PHOTO MARIKA VACHON, LA PRESSE

Le courtier immobilier Dominic Brisebois

Dominic Brisebois a aussi acheté le triplex d’une cliente situé sur le boulevard Saint-Laurent à Montréal. Cette fois, le courtier l’a mis en vente sur Centris en août 2022 à 788 000 $. La dame est morte avant qu’une vente soit conclue et notariée.

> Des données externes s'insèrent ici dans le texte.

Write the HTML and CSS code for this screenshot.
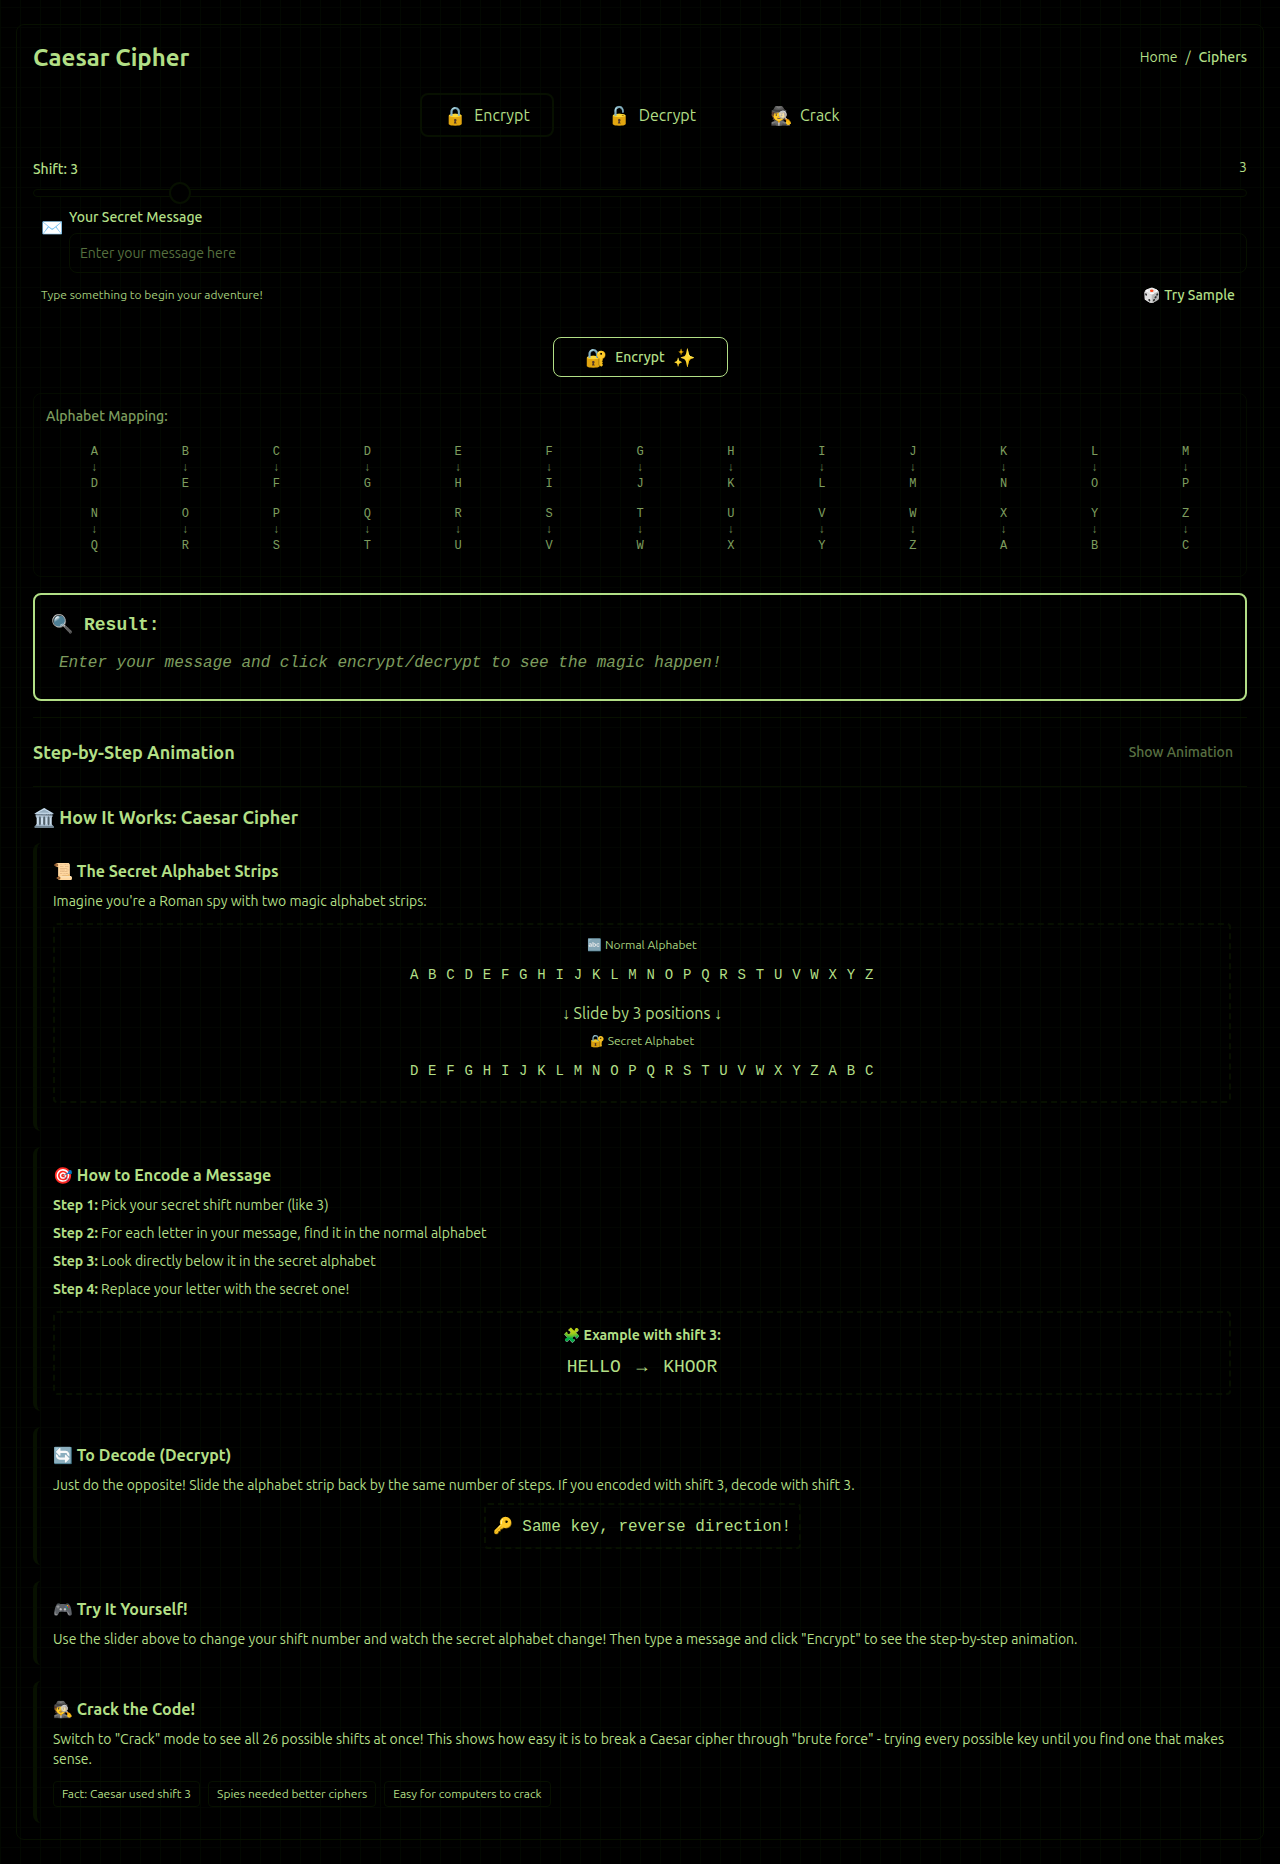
FILE: index.html
```html
<!DOCTYPE html>
<html lang="en">
<head>
<meta charset="utf-8">
<title>Caesar Cipher</title>
<link rel="stylesheet" href="styles.css">
</head>
<body>
<main class="panel">
  <header class="head">
    <h1 class="title">Caesar Cipher</h1>
    <nav class="crumbs"><span class="crumb">Home</span><span class="sep">/</span><span class="crumb-current">Ciphers</span></nav>
  </header>
  <div class="tabs">
    <div class="tab tab-active"><span class="tab-icon">🔒</span><span class="tab-text">Encrypt</span></div>
    <div class="tab tab-decrypt"><span class="tab-icon">🔓</span><span class="tab-text">Decrypt</span></div>
    <div class="tab tab-crack"><span class="tab-icon">🕵️</span><span class="tab-text">Crack</span></div>
  </div>
  <div class="shift"><span class="shift-label">Shift: 3</span><span class="shift-value">3</span></div>
  <div class="slider"><div class="thumb"></div></div>
  <div class="message">
    <span class="mail">✉️</span>
    <div class="field">
      <div class="field-label"><span>Your Secret Message</span></div>
      <div class="input"><span>Enter your message here</span></div>
    </div>
  </div>
  <div class="hint-row"><span class="hint">Type something to begin your adventure!</span><span class="sample"><span class="dice">🎲</span><span class="sample-text">Try Sample</span></span></div>
  <div class="action"><div class="go"><span class="go-icon">🔐</span><span class="go-text">Encrypt</span><span class="go-icon">✨</span></div></div>
  <section class="mapping">
    <div class="mapping-title"><span>Alphabet Mapping:</span></div>
    <div class="map-grid">
      <div class="pair"><span>A</span><i>↓</i><span>D</span></div><div class="pair"><span>B</span><i>↓</i><span>E</span></div><div class="pair"><span>C</span><i>↓</i><span>F</span></div><div class="pair"><span>D</span><i>↓</i><span>G</span></div><div class="pair"><span>E</span><i>↓</i><span>H</span></div><div class="pair"><span>F</span><i>↓</i><span>I</span></div><div class="pair"><span>G</span><i>↓</i><span>J</span></div><div class="pair"><span>H</span><i>↓</i><span>K</span></div><div class="pair"><span>I</span><i>↓</i><span>L</span></div><div class="pair"><span>J</span><i>↓</i><span>M</span></div><div class="pair"><span>K</span><i>↓</i><span>N</span></div><div class="pair"><span>L</span><i>↓</i><span>O</span></div><div class="pair"><span>M</span><i>↓</i><span>P</span></div>
      <div class="pair"><span>N</span><i>↓</i><span>Q</span></div><div class="pair"><span>O</span><i>↓</i><span>R</span></div><div class="pair"><span>P</span><i>↓</i><span>S</span></div><div class="pair"><span>Q</span><i>↓</i><span>T</span></div><div class="pair"><span>R</span><i>↓</i><span>U</span></div><div class="pair"><span>S</span><i>↓</i><span>V</span></div><div class="pair"><span>T</span><i>↓</i><span>W</span></div><div class="pair"><span>U</span><i>↓</i><span>X</span></div><div class="pair"><span>V</span><i>↓</i><span>Y</span></div><div class="pair"><span>W</span><i>↓</i><span>Z</span></div><div class="pair"><span>X</span><i>↓</i><span>A</span></div><div class="pair"><span>Y</span><i>↓</i><span>B</span></div><div class="pair"><span>Z</span><i>↓</i><span>C</span></div>
    </div>
  </section>
  <section class="result">
    <div class="result-title"><span>🔍</span><span>Result:</span></div>
    <div class="result-text">Enter your message and click encrypt/decrypt to see the magic happen!</div>
  </section>
  <section class="animation"><h2 class="h2">Step-by-Step Animation</h2><span class="show">Show Animation</span></section>
  <section class="how">
    <h2 class="h2 how-title">🏛️ How It Works: Caesar Cipher</h2>
    <article class="card card-strips">
      <h3 class="h3">📜 The Secret Alphabet Strips</h3>
      <p class="text">Imagine you're a Roman spy with two magic alphabet strips:</p>
      <div class="dashed strips">
        <div class="small">🔤 Normal Alphabet</div>
        <div class="letters">A B C D E F G H I J K L M N O P Q R S T U V W X Y Z</div>
        <div class="slide">↓ Slide by 3 positions ↓</div>
        <div class="small">🔐 Secret Alphabet</div>
        <div class="letters">D E F G H I J K L M N O P Q R S T U V W X Y Z A B C</div>
      </div>
    </article>
    <article class="card card-encode">
      <h3 class="h3">🎯 How to Encode a Message</h3>
      <p class="text step"><b>Step 1:</b> Pick your secret shift number (like 3)</p>
      <p class="text step"><b>Step 2:</b> For each letter in your message, find it in the normal alphabet</p>
      <p class="text step"><b>Step 3:</b> Look directly below it in the secret alphabet</p>
      <p class="text step"><b>Step 4:</b> Replace your letter with the secret one!</p>
      <div class="dashed example">
        <div class="example-title">🧩 Example with shift 3:</div>
        <div class="example-text">HELLO <span class="arrow">→</span> KHOOR</div>
      </div>
    </article>
    <article class="card card-decode">
      <h3 class="h3">🔄 To Decode (Decrypt)</h3>
      <p class="text">Just do the opposite! Slide the alphabet strip back by the same number of steps. If you encoded with shift 3, decode with shift 3.</p>
      <div class="dashed key">🔑 Same key, reverse direction!</div>
    </article>
    <article class="card card-try">
      <h3 class="h3">🎮 Try It Yourself!</h3>
      <p class="text">Use the slider above to change your shift number and watch the secret alphabet change! Then type a message and click "Encrypt" to see the step-by-step animation.</p>
    </article>
    <article class="card card-crack">
      <h3 class="h3">🕵️ Crack the Code!</h3>
      <p class="text">Switch to "Crack" mode to see all 26 possible shifts at once! This shows how easy it is to break a Caesar cipher through "brute force" - trying every possible key until you find one that makes sense.</p>
      <div class="tags"><span class="tag">Fact: Caesar used shift 3</span><span class="tag">Spies needed better ciphers</span><span class="tag">Easy for computers to crack</span></div>
    </article>
  </section>
</main>
</body>
</html>
```
FILE: styles.css
```css
:root {
  --text: #b2df86;
  --line: #071000;
}
* { box-sizing: border-box; }
html { background: #000; }
body {
  margin: 0;
  padding: 24px 16px;
  background-color: #000;
  background-image:
    linear-gradient(#030602 1px, transparent 1px),
    linear-gradient(90deg, #020801 1px, transparent 1px);
  background-size: 20px 20px;
  background-position: 0 7px, 0 0;
  color: var(--text);
  font: 400 14px/20px Ubuntu, "Open Sans", sans-serif;
}
h1, h2, h3, p { margin: 0; }
.panel { height: 1816px; padding: 16px; border: 1px solid var(--line); border-radius: 8px; }
.head { display: flex; justify-content: space-between; align-items: center; height: 32px; }
.title { font-size: 24px; font-weight: 600; line-height: 32px; padding-top: 1px; }
.crumbs { display: flex; gap: 8px; }
.crumb-current { font-weight: 500; }
.tabs { display: flex; justify-content: center; height: 44px; margin-top: 20px; padding-left: 4px; gap: 28px; }
.tab { display: flex; align-items: center; gap: 8px; padding: 0 22px; border: 2px solid transparent; border-radius: 8px; font-size: 16px; }
.tab-active { border-color: var(--line); }
.tab-decrypt { gap: 9px; margin: 0 -2px 0 2px; }
.tab-icon { font-size: 18px; }
.shift { display: flex; justify-content: space-between; height: 20px; margin-top: 22px; font-weight: 500; }
.shift-value { height: 16px; line-height: 16px; font-weight: 400; }
.slider { height: 8px; margin-top: 10px; border: 1px solid var(--line); border-radius: 4px; background: #000; }
.thumb { width: 22px; height: 22px; margin: -8px 0 0 135px; border: 2px solid var(--line); border-radius: 50%; background: #000; }
.message { display: flex; height: 66px; margin-top: 10px; padding-left: 8px; }
.mail { width: 28px; padding-top: 10px; font-size: 18px; }
.field { flex: 1; }
.field-label { height: 26px; font-weight: 500; }
.input { height: 40px; padding: 9px 10px; border: 1px solid var(--line); border-radius: 8px; color: #56703f; }
.hint-row { display: flex; justify-content: space-between; align-items: center; height: 20px; margin-top: 12px; padding: 0 12px 0 8px; }
.hint { font-size: 12px; color: #a3cc7b; }
.sample { display: flex; gap: 4px; font-weight: 500; }
.action { display: flex; justify-content: center; margin-top: 32px; }
.go { display: flex; justify-content: center; align-items: center; gap: 8px; width: 175px; height: 40px; border: 1px solid var(--text); border-radius: 8px; font-weight: 500; }
.go-icon { font-size: 18px; }
.mapping { height: 184px; margin-top: 16px; padding: 12px 15px; border: 1px solid var(--line); border-radius: 8px; font-weight: 500; opacity: .7; }
.mapping-title { height: 38px; margin-left: -3px; }
.map-grid { display: grid; grid-template-columns: repeat(13, 1fr); row-gap: 14px; font: 12px/16px "Liberation Mono", monospace; }
.pair { display: flex; flex-direction: column; align-items: center; height: 48px; }
.pair i { font-style: normal; opacity: .85; }
.result { height: 108px; margin-top: 16px; padding: 17px 16px 0; border: 2px solid var(--text); border-radius: 8px; font-family: "Liberation Mono", monospace; }
.result-title { display: flex; gap: 11px; font-size: 18px; font-weight: 700; line-height: 26px; }
.result-text { margin-top: 13px; padding-left: 8px; font-size: 16px; font-style: italic; line-height: 24px; opacity: .7; }
.animation { display: flex; justify-content: space-between; align-items: center; height: 70px; margin-top: 16px; padding-right: 14px; border: solid var(--line); border-width: 1px 0; }
.h2 { font-size: 18px; font-weight: 600; line-height: 26px; }
.show { font-weight: 500; opacity: .5; }
.how-title { margin-top: 17px; }
.card { padding: 16px 16px 0; border-left: 4px solid var(--line); border-radius: 8px; margin-bottom: 16px; }
.card-strips { height: 288px; margin-top: 13px; }
.card-encode { height: 264px; }
.card-decode { height: 138px; }
.card-try { height: 84px; }
.card-crack { height: 142px; margin-bottom: 0; }
.h3 { font-size: 16px; font-weight: 600; line-height: 24px; margin-bottom: 8px; }
.text { line-height: 20px; }
.text b { font-weight: 600; }
.step { margin-bottom: 8px; }
.dashed { border: 2px dashed var(--line); border-radius: 4px; text-align: center; }
.strips { height: 180px; margin-top: 12px; padding-top: 12px; }
.small { font-size: 12px; line-height: 16px; opacity: .95; }
.letters { height: 39px; padding-top: 12px; font: 14px/20px "Liberation Mono", monospace; letter-spacing: .7px; }
.slide { height: 41px; padding-top: 9px; font-size: 16px; line-height: 24px; }
.example { height: 84px; margin-top: 12px; padding-top: 12px; }
.example-title { font-weight: 600; }
.example-text { margin-top: 10px; font: 18px/24px "Liberation Mono", monospace; }
.arrow { margin: 0 5px; }
.key { width: 317px; height: 46px; margin: 8px auto 0; font: 16px/44px "Liberation Mono", monospace; }
.tags { display: flex; gap: 8px; margin-top: 12px; }
.tag { height: 26px; padding: 0 8px; border: 1px solid var(--line); border-radius: 4px; font-size: 12px; line-height: 24px; }
```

Le courtier a finalement acheté la propriété aux héritiers et liquidateurs de la succession pour 600 000 $ en mai 2023. L’évaluation municipale de la propriété était alors de 783 900 $.

Contacté par La Presse afin d’avoir des explications au sujet de ces transactions, Dominic Brisebois a remis son dossier entre les mains de la direction de RE/MAX Québec.

« Nous avons à cœur de garantir l’intégrité de nos pratiques en adhérant aux directives de l’OACIQ et en les communiquant clairement à nos courtiers. Nous offrons d’ailleurs des formations aux membres de notre réseau pour maintenir ces standards. Dans ce cas précis, nous collaborons avec la direction de l’agence pour éclaircir la situation et agir en conséquence », soutient par courriel la direction de RE/MAX Québec.